More than that, though, the culture wars which pop helped fight have been won. Yes, racism and sexism and homophobia still exist. But the consensus is – some ridiculous medieval religious spokesmen aside – that these are all bad things. There are exceptions (we seem to have forgiven Chris Brown very easily for his attack on then girlfriend, Rihanna). But even so, Britain is now a country proud of its mixed-race athletes and gay and lesbian pop stars. In that context, pop can't mean as much as it used to. It's no longer quite the badge of honour it might once have been.

It has also been watered down by the domination of light entertainment. Simon Cowell's dead hand on the music business through The X Factor has played a part in the homegenisation of pop in recent years. And so Gary Barlow – the Richard Carpenter of the 1990s and noughties – is everywhere: on the telly, the radio, on a stage near you.

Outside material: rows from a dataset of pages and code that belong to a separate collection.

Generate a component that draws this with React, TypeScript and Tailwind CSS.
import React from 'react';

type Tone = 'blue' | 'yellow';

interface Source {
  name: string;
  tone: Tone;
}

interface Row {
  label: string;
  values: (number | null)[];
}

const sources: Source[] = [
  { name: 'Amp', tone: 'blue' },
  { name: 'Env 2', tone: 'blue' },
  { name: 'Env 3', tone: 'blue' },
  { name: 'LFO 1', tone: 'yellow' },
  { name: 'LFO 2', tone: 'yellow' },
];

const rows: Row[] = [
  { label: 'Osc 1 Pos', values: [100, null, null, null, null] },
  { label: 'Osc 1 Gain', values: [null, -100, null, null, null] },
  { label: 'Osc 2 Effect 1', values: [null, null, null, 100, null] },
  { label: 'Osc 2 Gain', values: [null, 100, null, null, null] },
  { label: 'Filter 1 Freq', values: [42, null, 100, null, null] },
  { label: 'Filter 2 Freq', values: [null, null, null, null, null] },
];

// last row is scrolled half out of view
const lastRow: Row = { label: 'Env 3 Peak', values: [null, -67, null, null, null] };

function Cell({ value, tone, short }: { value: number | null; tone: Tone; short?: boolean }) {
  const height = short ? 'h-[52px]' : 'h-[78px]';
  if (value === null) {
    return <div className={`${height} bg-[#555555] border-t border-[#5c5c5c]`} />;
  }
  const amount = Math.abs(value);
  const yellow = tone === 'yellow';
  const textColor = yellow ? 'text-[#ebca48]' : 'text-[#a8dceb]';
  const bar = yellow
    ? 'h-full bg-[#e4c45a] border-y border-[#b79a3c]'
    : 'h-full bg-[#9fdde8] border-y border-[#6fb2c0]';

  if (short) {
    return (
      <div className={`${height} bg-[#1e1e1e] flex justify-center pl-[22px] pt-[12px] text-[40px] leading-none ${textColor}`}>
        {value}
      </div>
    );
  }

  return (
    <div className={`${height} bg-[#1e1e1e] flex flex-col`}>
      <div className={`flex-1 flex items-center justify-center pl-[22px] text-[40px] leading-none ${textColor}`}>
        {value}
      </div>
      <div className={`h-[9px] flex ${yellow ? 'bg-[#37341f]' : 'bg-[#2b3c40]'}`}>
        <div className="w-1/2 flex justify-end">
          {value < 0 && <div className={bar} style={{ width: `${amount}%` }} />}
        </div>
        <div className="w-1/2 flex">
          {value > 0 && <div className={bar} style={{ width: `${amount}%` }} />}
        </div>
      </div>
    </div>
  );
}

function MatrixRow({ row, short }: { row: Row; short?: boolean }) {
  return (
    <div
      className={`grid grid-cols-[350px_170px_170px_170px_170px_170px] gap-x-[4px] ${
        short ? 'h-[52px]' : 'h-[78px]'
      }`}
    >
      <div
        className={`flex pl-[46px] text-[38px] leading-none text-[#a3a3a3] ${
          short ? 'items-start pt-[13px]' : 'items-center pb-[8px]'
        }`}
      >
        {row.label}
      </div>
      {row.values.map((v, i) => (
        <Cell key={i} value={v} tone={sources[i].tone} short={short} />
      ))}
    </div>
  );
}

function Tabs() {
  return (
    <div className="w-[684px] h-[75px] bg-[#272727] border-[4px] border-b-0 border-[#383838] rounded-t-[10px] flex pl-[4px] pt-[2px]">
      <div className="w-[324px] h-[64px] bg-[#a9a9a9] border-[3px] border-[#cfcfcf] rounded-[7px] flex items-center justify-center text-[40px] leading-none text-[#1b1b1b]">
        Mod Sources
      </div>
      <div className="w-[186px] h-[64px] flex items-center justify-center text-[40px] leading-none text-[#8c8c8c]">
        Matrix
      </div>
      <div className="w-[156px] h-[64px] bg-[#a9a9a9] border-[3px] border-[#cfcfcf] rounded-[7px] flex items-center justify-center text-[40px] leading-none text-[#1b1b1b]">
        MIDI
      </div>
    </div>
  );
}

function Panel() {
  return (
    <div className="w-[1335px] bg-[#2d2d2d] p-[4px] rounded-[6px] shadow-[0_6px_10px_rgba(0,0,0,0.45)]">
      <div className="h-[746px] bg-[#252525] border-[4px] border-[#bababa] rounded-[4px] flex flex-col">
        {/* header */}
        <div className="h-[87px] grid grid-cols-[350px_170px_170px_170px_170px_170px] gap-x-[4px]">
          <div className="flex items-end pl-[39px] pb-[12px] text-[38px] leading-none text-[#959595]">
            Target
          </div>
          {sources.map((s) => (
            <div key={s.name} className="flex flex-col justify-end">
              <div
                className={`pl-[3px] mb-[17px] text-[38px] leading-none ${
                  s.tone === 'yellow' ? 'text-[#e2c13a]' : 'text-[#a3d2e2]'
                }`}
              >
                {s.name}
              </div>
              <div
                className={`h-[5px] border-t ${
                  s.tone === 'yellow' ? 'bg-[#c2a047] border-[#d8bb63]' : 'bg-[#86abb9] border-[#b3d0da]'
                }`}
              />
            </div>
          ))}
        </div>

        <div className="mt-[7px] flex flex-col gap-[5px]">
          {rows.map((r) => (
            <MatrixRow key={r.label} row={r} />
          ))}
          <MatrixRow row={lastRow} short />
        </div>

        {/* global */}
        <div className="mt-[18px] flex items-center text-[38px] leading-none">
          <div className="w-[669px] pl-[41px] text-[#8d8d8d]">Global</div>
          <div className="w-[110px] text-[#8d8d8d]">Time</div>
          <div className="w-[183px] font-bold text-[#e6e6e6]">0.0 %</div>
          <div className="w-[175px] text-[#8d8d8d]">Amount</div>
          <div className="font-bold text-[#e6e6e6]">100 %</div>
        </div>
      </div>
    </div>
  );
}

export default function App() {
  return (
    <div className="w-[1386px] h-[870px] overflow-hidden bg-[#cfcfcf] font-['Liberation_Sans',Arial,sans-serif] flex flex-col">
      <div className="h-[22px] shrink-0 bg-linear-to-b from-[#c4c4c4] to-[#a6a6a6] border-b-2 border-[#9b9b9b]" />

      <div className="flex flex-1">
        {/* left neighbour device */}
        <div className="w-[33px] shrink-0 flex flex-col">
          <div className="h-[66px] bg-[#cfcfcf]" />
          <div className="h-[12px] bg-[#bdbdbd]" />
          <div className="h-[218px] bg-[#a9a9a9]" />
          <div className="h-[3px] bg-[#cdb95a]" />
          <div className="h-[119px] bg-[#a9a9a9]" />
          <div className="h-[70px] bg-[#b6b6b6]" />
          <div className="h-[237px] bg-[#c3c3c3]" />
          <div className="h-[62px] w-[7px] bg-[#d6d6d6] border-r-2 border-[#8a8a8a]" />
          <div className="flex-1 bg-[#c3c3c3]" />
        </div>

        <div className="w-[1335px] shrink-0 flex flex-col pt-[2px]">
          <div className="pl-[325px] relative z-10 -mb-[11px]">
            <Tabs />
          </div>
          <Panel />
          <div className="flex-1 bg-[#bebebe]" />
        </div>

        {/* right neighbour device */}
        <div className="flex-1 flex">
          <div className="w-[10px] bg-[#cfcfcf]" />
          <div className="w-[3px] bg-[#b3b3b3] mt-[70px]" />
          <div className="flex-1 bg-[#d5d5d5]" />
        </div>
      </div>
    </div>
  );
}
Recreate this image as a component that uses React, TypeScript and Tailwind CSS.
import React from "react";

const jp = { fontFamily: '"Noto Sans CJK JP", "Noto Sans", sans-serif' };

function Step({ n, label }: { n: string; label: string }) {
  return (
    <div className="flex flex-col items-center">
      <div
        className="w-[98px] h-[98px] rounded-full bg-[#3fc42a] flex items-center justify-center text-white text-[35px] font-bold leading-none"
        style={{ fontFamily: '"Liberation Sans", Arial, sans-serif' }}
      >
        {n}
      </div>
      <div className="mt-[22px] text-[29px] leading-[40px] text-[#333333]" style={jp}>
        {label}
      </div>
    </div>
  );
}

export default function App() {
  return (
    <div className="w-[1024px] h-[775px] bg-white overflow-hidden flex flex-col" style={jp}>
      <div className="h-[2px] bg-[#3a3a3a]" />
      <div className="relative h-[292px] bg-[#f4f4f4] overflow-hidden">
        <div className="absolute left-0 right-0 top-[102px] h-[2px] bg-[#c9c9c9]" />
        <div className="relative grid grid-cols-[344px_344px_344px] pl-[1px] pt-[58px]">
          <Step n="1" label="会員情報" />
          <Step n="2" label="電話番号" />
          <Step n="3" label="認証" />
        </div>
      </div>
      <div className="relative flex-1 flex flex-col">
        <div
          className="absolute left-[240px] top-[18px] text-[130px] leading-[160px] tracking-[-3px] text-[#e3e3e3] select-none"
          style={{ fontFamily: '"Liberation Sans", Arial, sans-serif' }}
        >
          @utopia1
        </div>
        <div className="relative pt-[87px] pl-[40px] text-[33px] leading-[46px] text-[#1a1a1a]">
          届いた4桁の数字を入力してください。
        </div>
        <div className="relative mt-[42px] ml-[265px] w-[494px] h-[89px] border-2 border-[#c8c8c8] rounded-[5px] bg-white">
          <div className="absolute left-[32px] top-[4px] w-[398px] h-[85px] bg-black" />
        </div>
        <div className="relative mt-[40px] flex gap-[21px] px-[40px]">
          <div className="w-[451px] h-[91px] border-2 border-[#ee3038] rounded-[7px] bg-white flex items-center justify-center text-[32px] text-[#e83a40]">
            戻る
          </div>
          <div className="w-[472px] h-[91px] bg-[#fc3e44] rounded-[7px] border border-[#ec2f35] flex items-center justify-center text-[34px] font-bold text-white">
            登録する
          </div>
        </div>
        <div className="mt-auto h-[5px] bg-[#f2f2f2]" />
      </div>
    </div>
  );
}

That's not to say that there aren't great records being made, of course. (I'll let you name your own.) But the idea of pop as the central narrative to our lives – which it was for some of us for so long – seems more difficult to sustain. (I am sure there are some teenagers and twentysomethings scoffing as they read this, but I think it's true.)

Some time back in the 1970s, Michael Parkinson interviewed the film director Orson Welles. Why, Parky asked the great maverick, did Hollywood no longer create stars as luminous as it did back in the 1940s? Welles said it was simply because movies didn't matter as much. Pop stars were the new movie stars.

WE'VE moved on again since then. These days, we are obsessed with reality TV stars and Premier League footballers, I guess. Look hard enough and I'm sure you can find some vague notions of "alternative", whether it be in nu-folk or electronica. But these are locked into their own territories. We are all niche consumers now. The idea of pop as a transformational force that energised everything from Woodstock to Band Aid has surely gone.

What does that leave us with? It leaves us with a 66-year-old man nostalgically revisiting his past and reminding us that as well as once being a great – no, the greatest – pop star, he was also a pretty good musician. Written down, that seems diminishing. It's not meant to be. For a long time David Bowie was for some of us the most important person on the planet. It's cheering to think he is still out there, alive and well and making an effort.

And that's not just about us feeling nostalgic. That's about us feeling love. Love for someone who helped change our vision of the world. We were lucky enough to grow up in a time when pop – much more than politics – mattered enough to be able to do that.